[START]

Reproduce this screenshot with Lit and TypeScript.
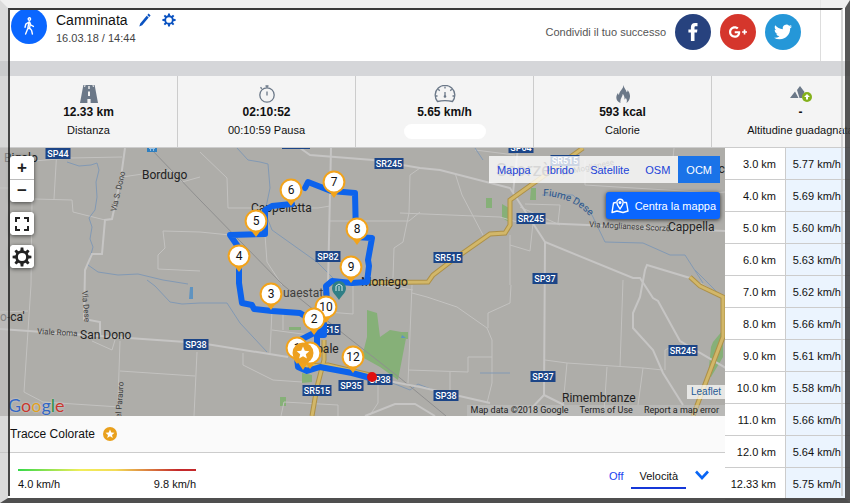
import { LitElement, html, svg, css } from "lit";
import { customElement, state } from "lit/decorators.js";
import { classMap } from "lit/directives/class-map.js";

const SANS = css`"Liberation Sans", Arial, sans-serif`;

const gear = (size: number) => html`<svg width=${size} height=${size} viewBox="0 0 20 20" aria-hidden="true">
  <circle cx="10" cy="10" r="5.4" fill="none" stroke="currentColor" stroke-width="2.6" />
  ${[0, 45, 90, 135, 180, 225, 270, 315].map(
    (a) => svg`<path d="M8.2 4.6 8.7.6h2.6l.5 4z" fill="currentColor" transform="rotate(${a} 10 10)" />`
  )}
</svg>`;

const icons = {
  walk: html`<svg width="12" height="18" viewBox="0 0 12 18" fill="none" stroke="#fff" stroke-width="1.4" stroke-linecap="round" stroke-linejoin="round">
    <circle cx="6.4" cy="2" r="1.2" />
    <path d="M6 5 4.8 11.5 2.6 17M6 5l-3.2 2.2-.8 3M6.6 5l1.2 3 2.6 1.4M7.2 7l-.6 4 2 2.4.8 3.6M4.8 11.5h2" />
  </svg>`,
  pencil: html`<svg width="12" height="14" viewBox="0 0 12 14" fill="currentColor"><path d="M9.6.6 11.6 2.4 10.3 3.9 8.3 2.1zM7.7 2.8 9.7 4.6 3.2 12.2.3 13.6 1.2 10.4z" /></svg>`,
  facebook: html`<svg width="10" height="18" viewBox="0 0 10 18" fill="#fff"><path d="M9.5 0v3.2H8c-1.1 0-1.5.4-1.5 1.4v1.8h2.9L9 9.6H6.500V18H2.900V9.600H.4V6.400H2.900V4.200C2.900 1.500 4.500 0 7.100 0z" /></svg>`,
  gplus: html`<svg width="18" height="18" viewBox="0 0 24 24" fill="#fff"><path d="M7.635 10.909v2.619h4.335c-.173 1.125-1.31 3.295-4.331 3.295-2.604 0-4.731-2.16-4.731-4.823 0-2.662 2.122-4.822 4.728-4.822 1.485 0 2.479.633 3.045 1.178l2.073-1.994c-1.33-1.245-3.056-1.995-5.115-1.995C3.412 4.365 0 7.785 0 12s3.414 7.635 7.635 7.635c4.41 0 7.332-3.098 7.332-7.461 0-.501-.054-.885-.12-1.265H7.635zm16.365 0h-2.183V8.726h-2.183v2.183h-2.182v2.184h2.184v2.189h2.189v-2.189H24z" /></svg>`,
  twitter: html`<svg width="18" height="18" viewBox="0 0 24 24" fill="#fff"><path d="M23.953 4.57a10 10 0 01-2.825.775 4.958 4.958 0 002.163-2.723c-.951.555-2.005.959-3.127 1.184a4.92 4.92 0 00-8.384 4.482C7.69 8.095 4.067 6.13 1.64 3.162a4.822 4.822 0 00-.666 2.475c0 1.71.87 3.213 2.188 4.096a4.904 4.904 0 01-2.228-.616v.06a4.923 4.923 0 003.946 4.827 4.996 4.996 0 01-2.212.085 4.936 4.936 0 004.604 3.417 9.867 9.867 0 01-6.102 2.105c-.39 0-.779-.023-1.17-.067a13.995 13.995 0 007.557 2.209c9.053 0 13.998-7.496 13.998-13.985 0-.21 0-.42-.015-.63A9.935 9.935 0 0024 4.590z" /></svg>`,
  road: html`<svg width="18" height="18" viewBox="0 0 18 18"><path d="M3.400 0h11.200L18 18H0z" fill="#6b7888" /><path d="M8.300 1h1.400v3H8.300zM8 6.500h2V11H8zM7.400 14h3.200v4H7.400z" fill="#f3f3f3" /><path d="M5 0 4.600 2M13 0l.4 2" stroke="#f3f3f3" /></svg>`,
  stopwatch: html`<svg width="18" height="18" viewBox="0 0 18 18" fill="none" stroke="#6b7888" stroke-width="1.300"><circle cx="9" cy="10" r="7.200" /><path d="M9 6.500v4M9 .5v2.300M7.500 1h3M2.500 2.300 3.800 3.800" /></svg>`,
  gauge: html`<svg width="22" height="18" viewBox="0 0 22 18" fill="none" stroke="#6b7888" stroke-width="1.300"><path d="M3.500 16.500a9.800 9.800 0 1 1 15 0q-7.500-1.800-15 0z" /><path d="M11 7v4.500M11 1.500v2M4.300 4.300l1.400 1.400M17.700 4.300l-1.400 1.400M1.500 11h2M18.500 11h2" /><circle cx="11" cy="11.500" r=".7" /></svg>`,
  flame: html`<svg width="14" height="18" viewBox="0 0 14 18"><path fill="#6b7888" d="M7.500 0C8 3.500 10.200 4.500 10.700 7.300 11.500 6.800 11.700 6 11.600 5c3.700 4.500 3 10-1.100 13 .8-2.500.3-4-.8-5.300-.2 1-.6 1.500-1.200 1.800C8.700 12 8 10 6.700 9c0 2.800-3 4.500-2.200 9C-.2 16.500-.8 11.500 2 8c.1 1 .4 1.700 1 2.100C3 6 7.300 4.500 7.500 0z" /></svg>`,
  ascent: html`<svg width="24" height="18" viewBox="0 0 24 18"><path fill="#6b7888" d="M1 13 6 6.500 9.500 13zM8 5 11 1l4.500 6-2.500 6h-2.500z" /><circle cx="18" cy="12" r="5" fill="#84b11c" /><path d="M18 9 15 12h2v2.500h2V12h2z" fill="#fff" /></svg>`,
  fullscreen: html`<svg width="16" height="16" viewBox="0 0 16 16" fill="none" stroke="#222" stroke-width="2"><path d="M2 6V2h4M10 2h4v4M14 10v4h-4M6 14H2v-4" /></svg>`,
  center: html`<svg width="18" height="16" viewBox="0 0 18 16" fill="none" stroke="#fff" stroke-width="1.400" stroke-linejoin="round"><path d="M5 4.500 2.500 5 1 14.500l5-1.500 6 1.500 5-1.500-1.500-8.500L13 4.500" /><path d="M9 11C7 8 5.800 6.500 5.800 4.500a3.200 3.200 0 0 1 6.400 0C12.200 6.500 11 8 9 11z" /><circle cx="9" cy="4.500" r=".8" /></svg>`,
  star: html`<svg width="14" height="14" viewBox="0 0 14 14"><circle cx="7" cy="7" r="7" fill="#e9a01c" /><path fill="#fff" d="M7 2.500 8.300 5.600 11.500 5.800 9 7.900 9.800 11 7 9.300 4.200 11 5 7.900 2.500 5.800 5.700 5.600z" /></svg>`,
  chevron: html`<svg width="14" height="10" viewBox="0 0 14 10" fill="none" stroke="#0a66f5" stroke-width="2.600"><path d="M1 1.500 7 8l6-6.500" /></svg>`,
};

const minorRoads = [
  "M0 188h20M32 200l-1 85-7 107 19 10 77 5",
  "M10 163l60-5 52-1M57 148l-3 51M35 199l37 1 1 12 32 8",
  "M122 177l48-7 12 12 18-5M200 232l-37-1 2 17-7 7v14l42 2",
  "M200 152l27 26 1 30 90 0 12-2M330 221l79 0 11-9M420 168l-10 7-1 38-6 29-9 6-1 30",
  "M200 232l30 3M265 235l2 27 15 23M272 310l-2 43M243 353v12l30 15 29 2M272 330l38 5M283 312v18M353 284v30l-25-2",
  "M281 416l3-14 54 3v12M380 285l33 5M455 173l7 22 21 40M400 213l100 4 17 5M560 205l-2 18M525 204l35 1M510 235v50M510 245l20 6 3-28",
  "M412 285l-4 98M412 293l15 4 30 10 30 21 5 12v43l-5 20M488 328v-15l22-10 1-18M623 280l-3 87M545 360l22 3 76 5 20 2M567 363l-4 42M607 367l-3 45M643 368l-5 37",
  "M408 370l60 2v-15h24M450 372v18M475 150l40 5M585 160v25l130 8 10-1M674 148l-1 10M665 370v-20l8-4M378 385v18l-8 12",
  "M28 311l-28 1M120 371l75 5M197 352l-3 64M100 321v16M92 341l20 9 3-10M120 341l-2 60M560 225l-40-18",
];
const mainRoads = [
  "M125 148l-4 29-9 42-7 1-3 34h-10l-7 16-1 49 16 3v15",
  "M331 148l-3 137",
  "M300 148l10 7 63 5 47 8 20 2 70 18 13 20 22 34 88 36 7 0 13 20 5 3 22 40 56 33",
  "M640 297l-7 16v15l20 22 10 23 20 32M640 297l5-27 2-5 43 13 35 20",
  "M0 329l200 14 88 14M328 365l39 12 53 10 70 16M545 242l-1 153-17 18M544 395l20 10",
  "M517 222l70 3 138 6M518 148l-5 45M365 416l30-12 20 0 20 12",
];
const rivers = [
  "M67 162l12 4 12-1 6-2 2 7-3 12 1 15-2 13-6 8 3 9-2 12 3 8-5 18 10 7 20 3 20-1 25 6 25 4",
  "M147 280l8 6 15 16 12 2 18-1 27 0 13 20 27 29",
  "M237 148l11 12 12 2 8 2 2 24-5 24 7 18 45 32 16 16",
  "M475 148l8 12M542 195l31 0 19 20 13 27 38 1 27 12h15l18 28M695 270l25 25",
  "M345 370l25 12 20 0 20 8 8-6 25 10M480 373h30",
];
const yellowRoads = [
  "M583 148l-66 47-7 5v25l-5 8-15 1-40 28-17 13-5 7-98 1",
  "M324 340v20l-7 27-5 29",
  "M300 366l28-1 42 10",
  "M690 277l10 9 23 11v40l-30 79",
];
const greens = [
  "M367 310l10 3 3 24 10-7 17 3-9 47-18-13-18-10 5-20z",
  "M302 373l10 2v7l-10 1z",
  "M280 397h6v9h-6z",
  "M531 188h5v12h-6z",
  "M502 204l7 4v14l-7-4z",
  "M486 198h6v10h-6z",
  "M400 332h8v7h-8z",
  "M713 342l10-12v27l-12 20-3 0 3-30z",
  "M289 327h12v3h-12z",
];
const route = [
  "M371 378l-19-5-32-6-13 4-9-4-1-9",
  "M302 339l12-6 10 0M317 344v-13h7l0-11 3-17-1-17 6-5 20 2 15-1 2-16-1-6 4-22-16-1-1-44-24-2-23-9-3 6",
  "M317 345v-10h7",
  "M292 204l-20 2-7 4v24l-35 1 9 13v35l3 20 10 2 2 4 18 2 28 2 8 5",
];

const places: [string, number, number][] = [
  ["Bordugo", 142, 179],
  ["Cappelletta", 251, 212],
  ["Moniego", 361, 286],
  ["San Dono", 80, 339],
  ["Cappella", 668, 231],
  ["Rimembranze", 562, 402],
  ["Bigolo", 4, 162],
  ["o-ca'", 0, 321],
  ["Spale", 309, 353],
  ["uc", 712, 173],
];
const shields: [string, number, number][] = [
  ["SP44", 58, 153],
  ["SR245", 389, 163],
  ["SP64", 521, 147],
  ["SR515", 565, 160],
  ["SR245", 531, 218],
  ["SR515", 448, 257],
  ["SP37", 545, 278],
  ["SP82", 328, 256],
  ["SR515", 326, 329],
  ["SP38", 196, 344],
  ["SR515", 317, 390],
  ["SP35", 351, 385],
  ["SP38", 380, 379],
  ["SP37", 543, 376],
  ["SP38", 446, 395],
  ["SR245", 683, 350],
];
const pins: [string, number, number][] = [
  ["7", 334, 182],
  ["6", 291, 190],
  ["5", 256, 221],
  ["8", 357, 229],
  ["4", 239, 256],
  ["9", 351, 267],
  ["3", 271, 294],
  ["10", 326, 307],
  ["2", 314, 319],
  ["1", 297, 348],
  ["", 310, 353],
  ["12", 353, 357],
];

@customElement("track-map")
export class TrackMap extends LitElement {
  @state() private layer = "OCM";

  static styles = css`
    :host { display: block; position: relative; height: 268px; overflow: hidden; background: #aeada9; font-family: ${SANS}; font-size: 11px; }
    button { font: inherit; border: 0; padding: 0; cursor: pointer; }
    a { color: inherit; text-decoration: none; }
    .canvas { display: block; width: 100%; height: 100%; font-family: Roboto, sans-serif; }
    .minor { fill: none; stroke: #c3c2c0; stroke-width: 1; }
    .main { fill: none; stroke: #c6c5c4; stroke-width: 2; }
    .river { fill: none; stroke: #8299b4; stroke-width: 1; }
    .rail { fill: none; stroke: #8f8f8f; stroke-width: 1; }
    .casing { fill: none; stroke: #ad9048; stroke-width: 5; }
    .yellow { fill: none; stroke: #d2b769; stroke-width: 3; }
    .green { fill: #86b078; }
    .route { fill: none; stroke: #0d63ec; stroke-width: 6; stroke-linejoin: round; stroke-linecap: round; }
    .place { font-size: 12px; fill: #222; }
    .town { font-size: 18px; fill: #444; }
    .street { font-size: 8px; fill: #3b3b3b; }
    .water { font-size: 10px; fill: #2a568c; }
    .shield { fill: #1c4587; }
    .code { font-size: 9px; font-weight: 500; fill: #fff; text-anchor: middle; }
    .num { font-size: 12px; fill: #111; text-anchor: middle; }
    .tools { position: absolute; top: 8px; left: 10px; display: flex; flex-direction: column; gap: 10px; }
    .group { display: flex; flex-direction: column; border-radius: 4px; background: #fff; box-shadow: 0 1px 4px rgba(0, 0, 0, 0.6); overflow: hidden; }
    .tool { box-sizing: border-box; width: 24px; height: 23px; display: flex; align-items: center; justify-content: center; background: #fff; color: #222; font-size: 17px; font-weight: bold; line-height: 22px; }
    .group .tool + .tool { border-top: 1px solid #bbb; }
    .right { position: absolute; top: 8px; right: 5px; display: flex; flex-direction: column; align-items: flex-end; gap: 9px; }
    .layers { display: flex; background: rgba(255, 255, 255, 0.78); }
    .layer { height: 27px; padding: 0 8px; background: none; color: #1b43d8; }
    .layer.on { background: #1a73e8; color: #fff; }
    .center { display: flex; align-items: center; gap: 6px; height: 27px; padding: 0 4px 0 5px; border-radius: 3px; background: #0a66ff; color: #fff; box-shadow: 0 1px 4px rgba(0, 0, 0, 0.7); }
    .google { position: absolute; left: 8px; bottom: 0; font: 18px/22px Lato, sans-serif; text-shadow: 0 0 2px #ddd; }
    .b { color: #3367c4; } .r { color: #c8372d; } .y { color: #dfa01f; } .g { color: #2c8f45; }
    .credits { position: absolute; right: 0; bottom: 0; display: flex; flex-direction: column; align-items: flex-end; gap: 6px; }
    .leaflet { padding: 0 4px; background: rgba(255, 255, 255, 0.7); color: #1f5a96; font-size: 10px; line-height: 14px; }
    .terms { display: flex; gap: 11px; padding: 0 6px 0 4px; background: rgba(200, 200, 200, 0.45); color: #222; font: 9px/11px Roboto, sans-serif; }
  `;

  private lines(kind: string, paths: string[]) {
    return paths.map((d) => svg`<path class=${kind} d=${d} />`);
  }

  render() {
    return html`
      <svg class="canvas" viewBox="0 148 725 268" preserveAspectRatio="xMinYMin slice" role="img" aria-label="Percorso">
        <defs><path id="stream" d="M543 196Q575 197 594 221" /></defs>
        ${this.lines("green", greens)} ${this.lines("minor", minorRoads)} ${this.lines("river", rivers)}
        <path class="rail" d="M150 148l50 52 83 85 62 50 55 43 46 38" />
        ${this.lines("main", mainRoads)} ${this.lines("casing", yellowRoads)} ${this.lines("yellow", yellowRoads)}
        <path d="M190 287h3v12h-4zM402 335l4 3h-5z" fill="#5f93c0" />
        ${shields.map(([t, x, y]) => {
          const w = t.length > 4 ? 29 : 25;
          return svg`<rect class="shield" x=${x - w / 2} y=${y - 5} width=${w} height="11" /><text class="code" x=${x} y=${y + 4}>${t}</text>`;
        })}
        <rect class="shield" x="282" y="140" width="28" height="9" />
        <rect x="147" y="143" width="10" height="9" fill="#2f7fc0" /><path d="M149 148h6M150 150h1M153 150h1" stroke="#fff" />
        <text class="town" x="496" y="176">Scorzè</text>
        <text class="street" transform="translate(116 212) rotate(-77)">Via S. Dono</text>
        <text class="street" transform="translate(82 291) rotate(85)">Via Dese</text>
        <text class="street" transform="translate(121 418) rotate(-86)">el Parauro</text>
        <text class="street" transform="translate(37 334) rotate(3)">Viale Roma</text>
        <text class="street" transform="translate(589 227) rotate(3)">Via Moglianese Scorzè</text>
        <text class="street" transform="translate(561 176) rotate(-12)">Via Moglianese</text>
        <text class="water"><textPath href="#stream">Fiume Dese</textPath></text>
        ${places.map(([t, x, y]) => svg`<text class="place" x=${x} y=${y}>${t}</text>`)}
        <text class="place" x="283" y="297" fill-opacity=".8">uaestate</text>
        ${this.lines("route", route)}
        <path d="M339 300c-3-5-7-7-7-12a7 7 0 0 1 14 0c0 5-4 7-7 12z" fill="#2f7f86" />
        <path d="M336 291v-5l3-2 3 2v5M339 286v5" fill="none" stroke="#d8e8e8" />
        <circle cx="372" cy="377" r="5" fill="#e01010" />
        ${pins.map(
          ([t, x, y]) => svg`<g transform="translate(${x} ${y})">
            <path d="M-6 8 0 16 6 8z" fill="#f2a31b" /><circle r="10.400" fill="#fff" stroke="#f2a31b" stroke-width="2" />
            <text class="num" y="4">${t}</text></g>`
        )}
        <g transform="translate(303 353)">
          <path d="M-6 8 0 17 6 8z" fill="#f2a31b" /><circle r="10.500" fill="#eda01f" />
          <path fill="#fff" d="M0-6.500 1.800-2.200 6.300-1.800 2.800 1.200 3.900 5.600 0 3.200-3.900 5.600-2.800 1.200-6.300-1.800-1.800-2.200z" />
        </g>
      </svg>

      <div class="tools">
        <div class="group">
          <button class="tool" aria-label="Ingrandisci">+</button>
          <button class="tool" aria-label="Riduci">−</button>
        </div>
        <div class="group"><button class="tool" aria-label="Schermo intero">${icons.fullscreen}</button></div>
        <div class="group"><button class="tool" aria-label="Impostazioni">${gear(20)}</button></div>
      </div>

      <div class="right">
        <div class="layers">
          ${["Mappa", "Ibrido", "Satellite", "OSM", "OCM"].map(
            (name) => html`<button class=${classMap({ layer: true, on: name === this.layer })} @click=${() => (this.layer = name)}>${name}</button>`
          )}
        </div>
        <button class="center">${icons.center}<span>Centra la mappa</span></button>
      </div>

      <a class="google" href="#" aria-label="Google"><span class="b">G</span><span class="r">o</span><span class="y">o</span><span class="b">g</span><span class="g">l</span><span class="r">e</span></a>
      <div class="credits">
        <a class="leaflet" href="#">Leaflet</a>
        <div class="terms"><span>Map data ©2018 Google</span><a href="#">Terms of Use</a><a href="#">Report a map error</a></div>
      </div>
    `;
  }
}

const stats = [
  { icon: icons.road, value: "12.33 km", label: "Distanza" },
  { icon: icons.stopwatch, value: "02:10:52", label: "00:10:59 Pausa" },
  { icon: icons.gauge, value: "5.65 km/h", label: "" },
  { icon: icons.flame, value: "593 kcal", label: "Calorie" },
  { icon: icons.ascent, value: "-", label: "Altitudine guadagnata" },
];

const splits = [
  ["3.0", "5.77"],
  ["4.0", "5.69"],
  ["5.0", "5.60"],
  ["6.0", "5.63"],
  ["7.0", "5.62"],
  ["8.0", "5.66"],
  ["9.0", "5.61"],
  ["10.0", "5.58"],
  ["11.0", "5.66"],
  ["12.0", "5.64"],
  ["12.33", "5.75"],
];

@customElement("app-root")
export class AppRoot extends LitElement {
  @state() private track = "Velocità";

  static styles = css`
    :host { display: block; position: relative; min-height: 100vh; overflow: hidden; background: #fff; color: #111; font: 11px/16px ${SANS}; }
    button { font: inherit; color: inherit; border: 0; padding: 0; background: none; cursor: pointer; }
    svg { display: block; }
    h1, p { margin: 0; }
    .header { display: flex; height: 61px; padding-right: 29px; }
    .bar { flex: 1; display: flex; align-items: flex-start; padding: 8px 19px 0 11px; border-right: 1px solid #ddd; }
    .avatar { display: grid; place-items: center; width: 36px; height: 36px; border-radius: 50%; background: #0a66ff; }
    .about { flex: 1; padding: 2px 0 0 9px; }
    .name { display: flex; align-items: center; gap: 11px; height: 20px; color: #0b53c1; }
    .name h1 { font-size: 14px; font-weight: normal; color: #111; }
    .date { color: #444; }
    .share { display: flex; align-items: center; gap: 9px; padding-top: 6px; color: #555; }
    .social { display: grid; place-items: center; width: 36px; height: 36px; border-radius: 50%; }
    .facebook { background: #27427e; } .gplus { background: #d5362c; } .twitter { background: #2597d8; }
    .band { height: 15px; background: #d5d6d9; }
    .stats { display: grid; grid-template-columns: repeat(5, minmax(178px, 1fr)); height: 71px; background: #f4f4f4; border-bottom: 1px solid #ccc; overflow: hidden; }
    .stat { display: flex; flex-direction: column; align-items: center; padding-top: 9px; white-space: nowrap; border-right: 1px solid #ccc; }
    .value { font-size: 12px; font-weight: bold; line-height: 18px; }
    .blank { width: 82px; height: 15px; margin-top: 3px; border-radius: 8px; background: #fff; }
    .label { line-height: 18px; }
    .body { display: grid; grid-template-columns: 1fr 125px; }
    .tracks { display: flex; align-items: center; gap: 8px; height: 36px; padding-left: 10px; background: #fafafa; border-bottom: 1px solid #ccc; font-size: 12px; }
    .legend { display: flex; justify-content: space-between; padding: 12px 16px 0 18px; }
    .scale { width: 178px; padding-top: 4px; }
    .ramp { height: 2px; background: linear-gradient(90deg, #35d84a, #f1ee5a 35%, #f3dc58 55%, #c4292b 90%, #c4292b); }
    .ends { display: flex; justify-content: space-between; padding-top: 4px; line-height: 18px; }
    .modes { display: flex; align-items: flex-start; }
    .mode { height: 24px; padding: 0 8px; color: #1b43f0; border-bottom: 2px solid transparent; }
    .mode.on { color: #111; border-color: #1537d8; }
    .more { padding: 5px 0 0 9px; }
    .splits { width: 100%; border-collapse: collapse; background: linear-gradient(90deg, #fff 60px, #ebf4fe 60px); }
    .splits th, .splits td { height: 31px; padding: 0 9px 0 0; font-weight: normal; text-align: right; white-space: nowrap; border-bottom: 1px solid #ccc; }
    .splits th { width: 51px; border-right: 1px solid #ccc; }
    .frame { position: absolute; inset: 0; pointer-events: none; border-style: solid; border-width: 8px 5px 5px 8px; border-color: rgba(235, 235, 235, 0.7) rgba(60, 60, 60, 0.86) rgba(60, 60, 60, 0.9) rgba(195, 195, 195, 0.6); }
    .edge { position: absolute; inset: 0 2px 2px 0; border-style: solid; border-width: 2px 2px 0 2px; border-color: #3a3a3a rgba(200, 200, 200, 0.7) transparent rgba(45, 45, 45, 0.88); }
  `;

  render() {
    return html`
      <header class="header">
        <div class="bar">
          <div class="avatar">${icons.walk}</div>
          <div class="about">
            <div class="name">
              <h1>Camminata</h1>
              <button aria-label="Modifica">${icons.pencil}</button>
              <button aria-label="Impostazioni">${gear(14)}</button>
            </div>
            <p class="date">16.03.18 / 14:44</p>
          </div>
          <div class="share">
            <span>Condividi il tuo successo</span>
            <a class="social facebook" href="#" aria-label="Facebook">${icons.facebook}</a>
            <a class="social gplus" href="#" aria-label="Google+">${icons.gplus}</a>
            <a class="social twitter" href="#" aria-label="Twitter">${icons.twitter}</a>
          </div>
        </div>
      </header>
      <div class="band"></div>
      <section class="stats">
        ${stats.map(
          (s) => html`<div class="stat">
            ${s.icon}
            <span class="value">${s.value}</span>
            ${s.label ? html`<span class="label">${s.label}</span>` : html`<span class="blank"></span>`}
          </div>`
        )}
      </section>
      <main class="body">
        <div>
          <track-map></track-map>
          <div class="tracks"><span>Tracce Colorate</span>${icons.star}</div>
          <div class="legend">
            <div class="scale">
              <div class="ramp"></div>
              <div class="ends"><span>4.0 km/h</span><span>9.8 km/h</span></div>
            </div>
            <div class="modes">
              ${["Off", "Velocità"].map(
                (m) => html`<button class=${classMap({ mode: true, on: m === this.track })} @click=${() => (this.track = m)}>${m}</button>`
              )}
              <button class="more" aria-label="Altro">${icons.chevron}</button>
            </div>
          </div>
        </div>
        <table class="splits">
          <tbody>
            ${splits.map(([km, v]) => html`<tr><th scope="row">${km} km</th><td>${v} km/h</td></tr>`)}
          </tbody>
        </table>
      </main>
      <div class="frame"><div class="edge"></div></div>
    `;
  }
}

[END]

### REQUIRED WORK:
Show the lines that mention the word "this".

### RESULT:
Reproduce this screenshot with Lit and TypeScript.
        ${this.lines("green", greens)} ${this.lines("minor", minorRoads)} ${this.lines("river", rivers)}
        ${this.lines("main", mainRoads)} ${this.lines("casing", yellowRoads)} ${this.lines("yellow", yellowRoads)}
        ${this.lines("route", route)}
            (name) => html`<button class=${classMap({ layer: true, on: name === this.layer })} @click=${() => (this.layer = name)}>${name}</button>`
                (m) => html`<button class=${classMap({ mode: true, on: m === this.track })} @click=${() => (this.track = m)}>${m}</button>`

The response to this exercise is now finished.